On Tue, 22 Sep 2009 21:25:44 -0400, Jeremie Pelletier <[email protected]> wrote:

Steven Schveighoffer wrote:
On Tue, 22 Sep 2009 20:49:59 -0400, Jeremie Pelletier <[email protected]> wrote:

Andrei Alexandrescu wrote:
Hello,
  Today, overriding functions have covariant return types:
 class A {
    A clone();
}
 class B : A {
    B clone(); // fine, overrides A.clone
}
That is entirely principled and cool. Now the entire story is that overriding function may have not only covariant return types, but also contravariant argument types:
 class A {
    A fun(B);
}
 class B : A {
    B fun(A); // fine (in theory), overrides A.fun
}
Today D does not support contravariant arguments, but Walter told me once he'd be quite willing to implement them. It is definitely the right thing to do, but Walter would want to see a compelling example before getting to work. Is there interest in contravariant argument types? If so, do you know of a killer example?
  Thanks,
 Andrei

I can't think of an use for contravariant parameters, since a B is guaranteed to always be a A, I don't see the point of being able to declare fun(A).

However, I would love to hear about covariant parameters, it would be most useful for interface implementations:

interface A {
    A fun(A);
}
class B : A {
    B fun(B);
}
class C : A {
    C fun(C);
}

Currently you need some pretty boring boilerplate code, which isn't complicated but gets repetitive when you have hundreds of such cases:

class B : A {
    B fun(A) {
        if(B b = cast(B)b) // do stuff
        else throw Error("Invalid object type");
    }
}
 I don't know if this is possible:
 A a = new C;
a.fun(new A); // oops, you just passed an A into a function which requires a C! Are you suggesting that the compiler insert dynamic cast checks everywhere? Cause that seems like a lot of overhead...
 -Steve

Not everywhere, only where it detects covariant/contravariant overrides or implementations. In these cases you would already use explicit dynamic casts so the compiler generated code would just lower the required boilerplate.
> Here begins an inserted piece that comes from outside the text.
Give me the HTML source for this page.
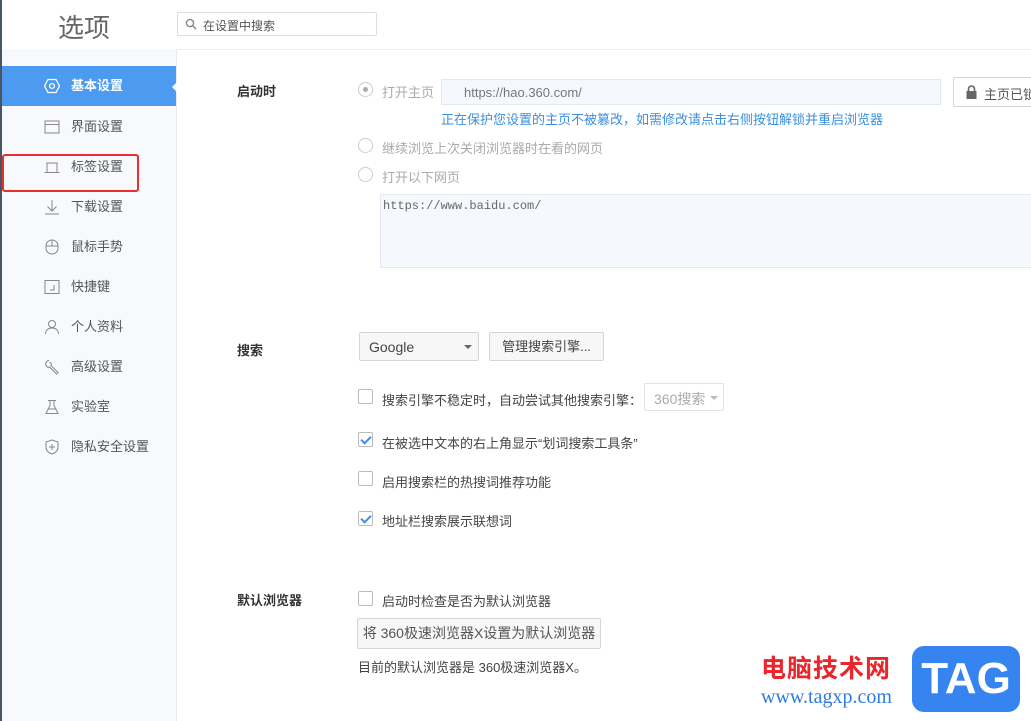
<!DOCTYPE html>
<html><head><meta charset="utf-8">
<style>
*{margin:0;padding:0;box-sizing:border-box}
body{width:1031px;height:721px;overflow:hidden;background:#fff;font-family:"Liberation Sans","Noto Sans CJK SC",sans-serif;font-size:13px;color:#444;position:relative}
.a{position:absolute}
.side{left:0;top:49px;width:177px;height:672px;background:#f7f9fc;border-right:1px solid #e6e9ee}
.item{position:absolute;left:0;width:176px;height:40px;line-height:40px;padding-left:71px;font-size:13px;color:#555}
.ic{position:absolute;left:44px;top:12px;width:16px;height:16px;color:#888;font-size:14px;line-height:16px;text-align:center}
.gray{color:#aaa}
.radio{position:absolute;width:15px;height:15px;border:1px solid #ccc;border-radius:50%;background:#fff}
.cb{position:absolute;width:15px;height:15px;border:1px solid #bbb;border-radius:2px;background:#fff}
.cb.on::after{content:"";position:absolute;left:4px;top:1px;width:4px;height:8px;border:solid #3b8ee8;border-width:0 2px 2px 0;transform:rotate(45deg)}
.btn{position:absolute;border:1px solid #d5d5d5;border-radius:2px;background:#f7f7f7;color:#444;text-align:center}
</style></head><body>
<div class="a" style="left:58px;top:8px;font-size:26px;color:#666">选项</div>
<div class="a" style="left:177px;top:12px;width:200px;height:24px;border:1px solid #ddd;border-radius:2px;background:#fff">
 <svg class="a" style="left:7px;top:5px" width="12" height="12" viewBox="0 0 12 12"><circle cx="5" cy="5" r="3.6" fill="none" stroke="#888" stroke-width="1.4"/><line x1="7.6" y1="7.6" x2="11" y2="11" stroke="#888" stroke-width="1.5"/></svg>
 <span class="a" style="left:25px;top:4px;font-size:12px;color:#555">在设置中搜索</span></div>
<div class="a" style="left:0;top:49px;width:1031px;height:1px;background:#eceef2"></div>
<div class="a side">
 <div class="item" style="top:17px;background:#4d9bf0;color:#fff;font-weight:bold"><span class="ic" style="color:#fff"><svg width="16" height="16" viewBox="0 0 16 16"><polygon points="4,1.5 12,1.5 15.5,8 12,14.5 4,14.5 0.5,8" fill="none" stroke="#fff" stroke-width="1.3"/><circle cx="8" cy="8" r="2.4" fill="none" stroke="#fff" stroke-width="1.3"/></svg></span>基本设置</div>
 <div class="a" style="left:172px;top:32px;width:0;height:0;border-top:6px solid transparent;border-bottom:6px solid transparent;border-right:6px solid #fff"></div>
 <div class="item" style="top:58px"><span class="ic"><svg width="16" height="16"><rect x="1" y="2" width="14" height="12" fill="none" stroke="#888"/><line x1="1" y1="5.5" x2="15" y2="5.5" stroke="#888"/></svg></span>界面设置</div>
 <div class="item" style="top:98px"><span class="ic"><svg width="16" height="16"><path d="M3 13V4h10v9M0.5 13.5h15" fill="none" stroke="#888"/></svg></span>标签设置</div>
 <div class="item" style="top:138px"><span class="ic"><svg width="16" height="16"><path d="M8 1v11M3.5 7.5L8 12l4.5-4.5M1 15h14" fill="none" stroke="#888"/></svg></span>下载设置</div>
 <div class="item" style="top:178px"><span class="ic"><svg width="16" height="16"><rect x="2" y="1" width="12" height="14" rx="6" fill="none" stroke="#888"/><line x1="2" y1="7" x2="14" y2="7" stroke="#888"/><line x1="8" y1="1" x2="8" y2="7" stroke="#888"/></svg></span>鼠标手势</div>
 <div class="item" style="top:218px"><span class="ic"><svg width="16" height="16"><rect x="1" y="1.5" width="14" height="13" fill="none" stroke="#888"/><path d="M10 6v5H6" fill="none" stroke="#888"/></svg></span>快捷键</div>
 <div class="item" style="top:258px"><span class="ic"><svg width="16" height="16"><circle cx="8" cy="5" r="3.5" fill="none" stroke="#888"/><path d="M1.5 15c0-4 3-6 6.5-6s6.5 2 6.5 6" fill="none" stroke="#888"/></svg></span>个人资料</div>
 <div class="item" style="top:298px"><span class="ic"><svg width="16" height="16"><path d="M5 1.5a3.5 3.5 0 0 0-3 5l2 2 1.5-.5 7 7 1.5-1.5-7-7 .5-1.5-2-2" fill="none" stroke="#888"/></svg></span>高级设置</div>
 <div class="item" style="top:338px"><span class="ic"><svg width="16" height="16"><path d="M4 1.5h8M6 1.5v5L2 14.5h12L10 6.5v-5M4.5 10h7" fill="none" stroke="#888"/></svg></span>实验室</div>
 <div class="item" style="top:378px"><span class="ic"><svg width="16" height="16"><path d="M8 1L2 3v5c0 4 3 6 6 7 3-1 6-3 6-7V3z" fill="none" stroke="#888"/><path d="M8 5v6M5 8h6" stroke="#888"/></svg></span>隐私安全设置</div>
</div>
<div class="a" style="left:0;top:0;width:2px;height:721px;background:#4a5562"></div>
<div class="a" style="left:2px;top:154px;width:137px;height:38px;border:2px solid #e8302c;border-radius:3px"></div>

<div class="a" style="left:237px;top:81px;font-weight:bold;color:#333">启动时</div>
<div class="radio" style="left:358px;top:82px"><div class="a" style="left:4px;top:4px;width:5px;height:5px;border-radius:50%;background:#aaa"></div></div>
<div class="a gray" style="left:382px;top:82px">打开主页</div>
<div class="a" style="left:441px;top:79px;width:500px;height:26px;background:#f5f9fd;border:1px solid #e3e8ee"><span class="a" style="left:22px;top:5px;color:#777;font-size:13px">https://hao.360.com/</span></div>
<div class="a" style="left:441px;top:109px;color:#3c8fdd;font-size:13px">正在保护您设置的主页不被篡改，如需修改请点击右侧按钮解锁并重启浏览器</div>
<div class="a" style="left:953px;top:77px;width:90px;height:30px;border:1px solid #d5d5d5;border-radius:2px;background:#fff">
 <svg class="a" style="left:12px;top:7px" width="11" height="14" viewBox="0 0 11 14"><path d="M2.5 6V4a3 3 0 0 1 6 0v2" fill="none" stroke="#666" stroke-width="1.6"/><rect x="0.5" y="6" width="10" height="8" fill="#666"/></svg>
 <span class="a" style="left:30px;top:6px;white-space:nowrap;color:#555">主页已锁定</span></div>
<div class="radio" style="left:358px;top:138px"></div>
<div class="a gray" style="left:382px;top:138px">继续浏览上次关闭浏览器时在看的网页</div>
<div class="radio" style="left:358px;top:167px"></div>
<div class="a gray" style="left:382px;top:167px">打开以下网页</div>
<div class="a" style="left:380px;top:194px;width:660px;height:74px;background:#f5f9fd;border:1px solid #e3e8ee"><span class="a" style="left:2px;top:4px;font-family:'Liberation Mono',monospace;font-size:12px;color:#666">https://www.baidu.com/</span></div>

<div class="a" style="left:237px;top:340px;font-weight:bold;color:#333">搜索</div>
<div class="btn" style="left:359px;top:332px;width:120px;height:29px;text-align:left;padding:6px 0 0 9px;font-size:14px">Google<span class="a" style="left:104px;top:12px;border-left:4px solid transparent;border-right:4px solid transparent;border-top:4px solid #666"></span></div>
<div class="btn" style="left:489px;top:332px;width:115px;height:29px;line-height:27px">管理搜索引擎...</div>
<div class="cb" style="left:358px;top:389px"></div>
<div class="a" style="left:382px;top:390px">搜索引擎不稳定时，自动尝试其他搜索引擎：</div>
<div class="a" style="left:644px;top:383px;width:80px;height:28px;border:1px solid #e2e2e2;border-radius:2px;color:#aaa;padding:5px 0 0 9px;font-size:14px">360搜索<span class="a" style="left:65px;top:12px;border-left:4px solid transparent;border-right:4px solid transparent;border-top:4px solid #bbb"></span></div>
<div class="cb on" style="left:358px;top:432px"></div>
<div class="a" style="left:382px;top:433px">在被选中文本的右上角显示“划词搜索工具条”</div>
<div class="cb" style="left:358px;top:471px"></div>
<div class="a" style="left:382px;top:472px">启用搜索栏的热搜词推荐功能</div>
<div class="cb on" style="left:358px;top:511px"></div>
<div class="a" style="left:382px;top:511px">地址栏搜索展示联想词</div>

<div class="a" style="left:237px;top:590px;font-weight:bold;color:#333">默认浏览器</div>
<div class="cb" style="left:358px;top:591px"></div>
<div class="a" style="left:382px;top:591px">启动时检查是否为默认浏览器</div>
<div class="btn" style="left:357px;top:618px;width:244px;height:31px;line-height:29px;font-size:14px;color:#555">将 360极速浏览器X设置为默认浏览器</div>
<div class="a" style="left:358px;top:657px">目前的默认浏览器是 360极速浏览器X。</div>

<div class="a" style="left:761px;top:649px;font-size:25px;font-weight:bold;color:#e9262b;letter-spacing:1px">电脑技术网</div>
<div class="a" style="left:761px;top:686px;font-family:'Liberation Serif',serif;font-size:20px;color:#2f7ae0">www.tagxp.com</div>
<div class="a" style="left:912px;top:646px;width:108px;height:66px;background:#3584f0;border-radius:12px;color:#fff;font-size:44px;font-weight:bold;text-align:center;line-height:66px">TAG</div>
</body></html>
I don't think it's worth the trouble. Dynamic casts are not as cheap as implicit casts. Contravariance on parameters can be statically proven by the compiler. I agree Andrei's example isn't that compelling (to be fair, he did ask if anyone had a good example, indicating his wasn't), but there are other examples that are more compelling (see the bug report I referenced in a separate sub-thread).

For instance, if you only ever use class C, and never instantiate an A or B instance, you still pay the dynamic cast penalty every time you call fun! It doesn't sound to me like a good design.

I suppose you probably have run into this before, perhaps a real example would be more convincing.